My fingers resume toying with Jagger’s hair since the absentminded motion helps me think. “I like brown hair regardless, but I don’t really care what size women are. Tall, short, skinny, curvy, I like all of it. With men, I’d want someone close to my size. The appeal of being with a guy, for me, is that you don’t have to be gentle, so I wouldn’t want someone drastically smaller or weaker than I am.”

“You just described most of our teammates.”

“Yeah,” I chuckle softly. “I guess athletes are my type, but I’m not gonna randomly hook up with the guys I play with just to say I’ve been with a man. Besides, I’m not sure any of them are gay or bi.”

“What about that guy Aiden, Liam’s friends with? The one in Bennet’s fraternity. He’s cute, right? And kinda tall.”

Aiden is cute and tall, with light hair and warm, dark eyes. I’ve never really felt a pull toward him, although I wasn’t searching for one either. I guess maybe I could open my mind to that possibility, and if Jagger’s encouraging me to do it, it wouldn’t be a betrayal of our friendship.

“Yeah, maybe,” I muse since I’m not ready to commit to that idea. “And you? Did you get to the bottom of your prostate orgasm rabbit hole?”

“I’m not sure yet,” he says softly, wriggling a little closer to signal he’s done talking. This time, as Jagger falls silent, his steady breathing tells me he’s asleep, and I’m not far behind.

Jagger

Sunlight is streaming through the rickety blinds on the window by the time I finally open my eyes, though I can’t say I’m surprised I slept in. For as long as I can remember, I’ve slept better next to Cameron than I have on my own. I think that’s because he’s fiercely protective of me, even in his sleep, and my subconscious knows it.

I don’t allow myself to indulge in these sleepovers too often, though. I’m in my twenties now, which means one of these days I’ll have to give them up completely and fight my demons on my own, so I try to limit them to the days when I’m in dire need. The anniversary of my dad’s disappearance is one of those times.

Though Cam is already up—probably making us protein shakes—his sandalwood scent still lingers on the pillow, and I bury my face in it, inhaling the leather and wood undertones that remind me of home.

Okay, technically they remind me of his home since his dad is the one who got him hooked on the soap, but I basically grew up there, so I count it as mine too.

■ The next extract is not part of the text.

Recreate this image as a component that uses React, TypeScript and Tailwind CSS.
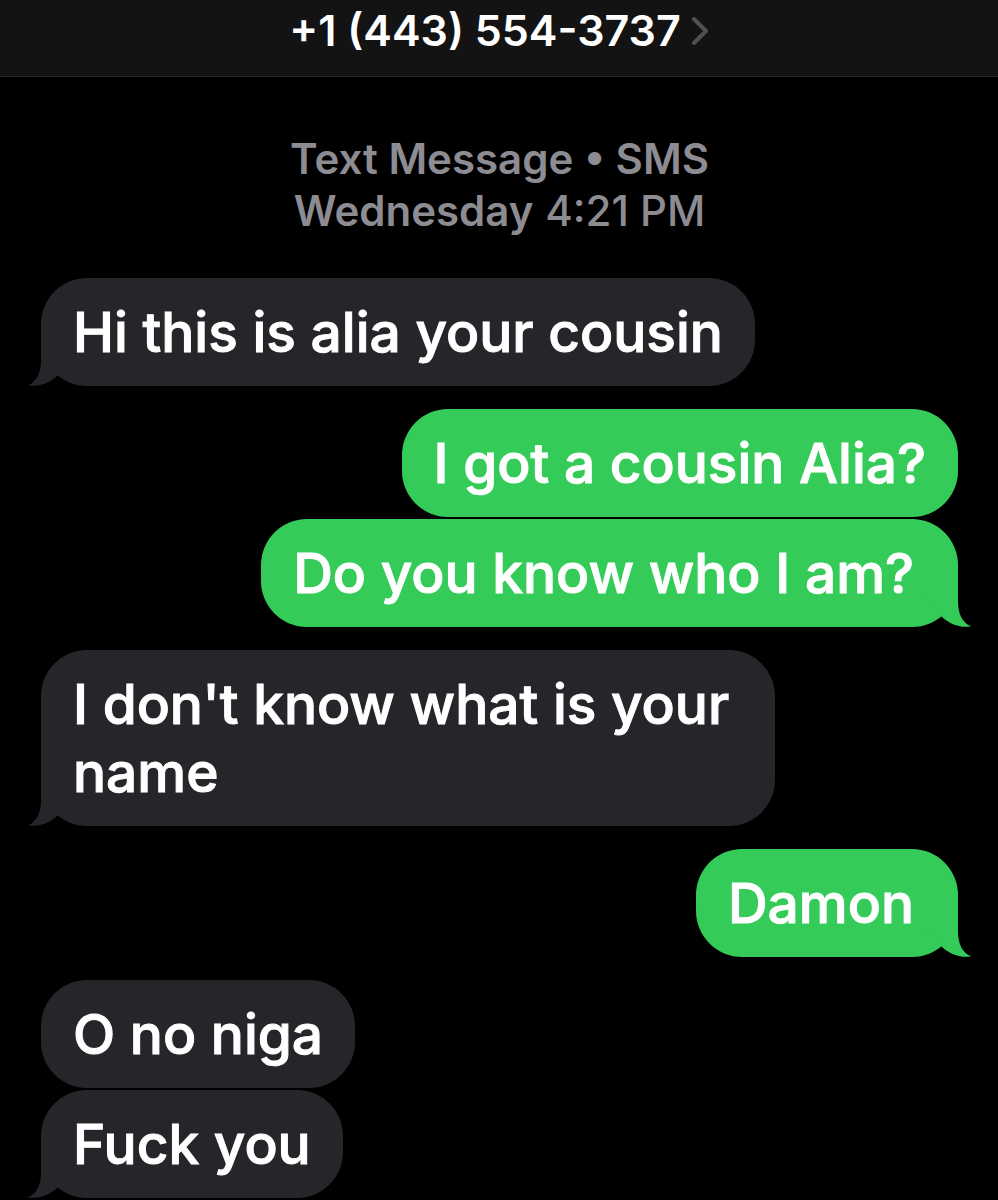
type Message = { text: string; side: 'in' | 'out'; tail?: boolean; start?: boolean };

const messages: Message[] = [
  { text: 'Hi this is alia your cousin', side: 'in', tail: true },
  { text: 'I got a cousin Alia?', side: 'out', start: true },
  { text: 'Do you know who I am?', side: 'out', tail: true },
  { text: "I don't know what is your name", side: 'in', tail: true, start: true },
  { text: 'Damon', side: 'out', tail: true, start: true },
  { text: 'O no niga', side: 'in', start: true },
  { text: 'Fuck you', side: 'in', tail: true },
];

function Tail({ side }: { side: 'in' | 'out' }) {
  return (
    <svg
      aria-hidden="true"
      viewBox="0 0 44 48"
      className={
        side === 'in'
          ? 'absolute bottom-0 -left-[13px] h-12 w-11 fill-[#26252a]'
          : 'absolute bottom-0 -right-[13px] h-12 w-11 -scale-x-100 fill-[#34cb59]'
      }
    >
      <path d="M13 0V22C13 35 9 43 0 47.5C12 49 21 45 29 38L44 20V0Z" />
    </svg>
  );
}

function Bubble({ text, side, tail, start }: Message) {
  const incoming = side === 'in';
  return (
    <li className={`flex ${incoming ? 'justify-start' : 'justify-end'} ${start ? 'mt-[23px]' : 'mt-0.5'}`}>
      <div
        className={`relative max-w-[80%] rounded-[46px] px-8 py-5 ${incoming ? 'bg-[#26252a]' : 'bg-[#34cb59]'} ${!incoming && tail ? 'pr-11' : ''}`}
      >
        {tail && <Tail side={side} />}
        <p className="relative text-[55px] leading-[68px] font-medium [-webkit-text-stroke:1px_white]">{text}</p>
      </div>
    </li>
  );
}

export default function App() {
  return (
    <div className="min-h-screen overflow-hidden bg-black font-['Inter',sans-serif] text-white">
      <header className="flex h-[77px] justify-center border-b border-[#29292b] bg-[#131313]">
        <button className="flex h-[60px] items-center gap-2.5 text-[43px] font-semibold">
          +1 (443) 554-3737
          <svg aria-hidden="true" viewBox="0 0 18 28" className="mt-0.5 h-7 w-[18px] fill-none stroke-[#505052] stroke-4">
            <path d="M3 2L15 14L3 26" strokeLinecap="round" strokeLinejoin="round" />
          </svg>
        </button>
      </header>
      <main className="pt-14 pr-10 pl-[41px]">
        <div className="text-center text-[42px] leading-[52px] text-[#8d8c93]">
          <p className="font-semibold">Text Message • SMS</p>
          <p><span className="font-semibold">Wednesday</span> <time className="font-medium">4:21 PM</time></p>
        </div>
        <ol className="pt-[39px]">
          {messages.map((message) => (
            <Bubble key={message.text} {...message} />
          ))}
        </ol>
      </main>
    </div>
  );
}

Like Cameron, his dad is a stable, reliable presence in my life, so I’m pretty sure that’s why their smell triggers such intense feelings of safety and security. Oddly enough, the smell alone doesn’t do anything for me in my room. I tested that theory by lighting a sandalwood candle the first night we spent in this house, just to see if that might help me sleep through the night, making it possible to spend a solid eight hours in my bed when this anniversary hit.

It didn’t work.

Of course, that might’ve been because I kept dreaming about leaving the candle lit and burning the house down, and jolting awake to make sure I wasn’t in the middle of a five-alarm fire.

After that, I figured sleeping with Cam was the safest solution, so I didn’t even try to fight the desire to come in here after I’d sampled enough gay porn to know that the participants are either brilliant actors, or this prostate thing is worth investigating further.

I still have no idea how to accomplish that.

Speaking of… My best friend is bi and he’s never hooked up with a man. I’m still a little salty about the fact I wasn’t made aware of his interest in dicks until yesterday, but since I know he genuinely believes that it was more of an, it didn’t come up thing—no pun intended—than an, I have a secret thing, I’ll overlook it.

Just like I hope he’ll overlook the fact I almost touched his junk.

Seriously, what was I thinking?

I’ve seen and felt his cock before, dozens of times, since we share locker rooms, dorm rooms, and wrestle like no one’s business. I’ve never deliberately touched it though, and I’m still not even sure why that crossed my mind.

I flop onto my back and close my eyes, which only makes it easier to picture his face.

Brown eyes open wide... Blonde brows hidden beneath his hair and his mouth slightly parted... He was stunned, that’s for sure, which is understandable since there’s an internet full of dicks I could’ve checked out, yet I asked to see his. I even considered taking him up on the challenge to make it hard.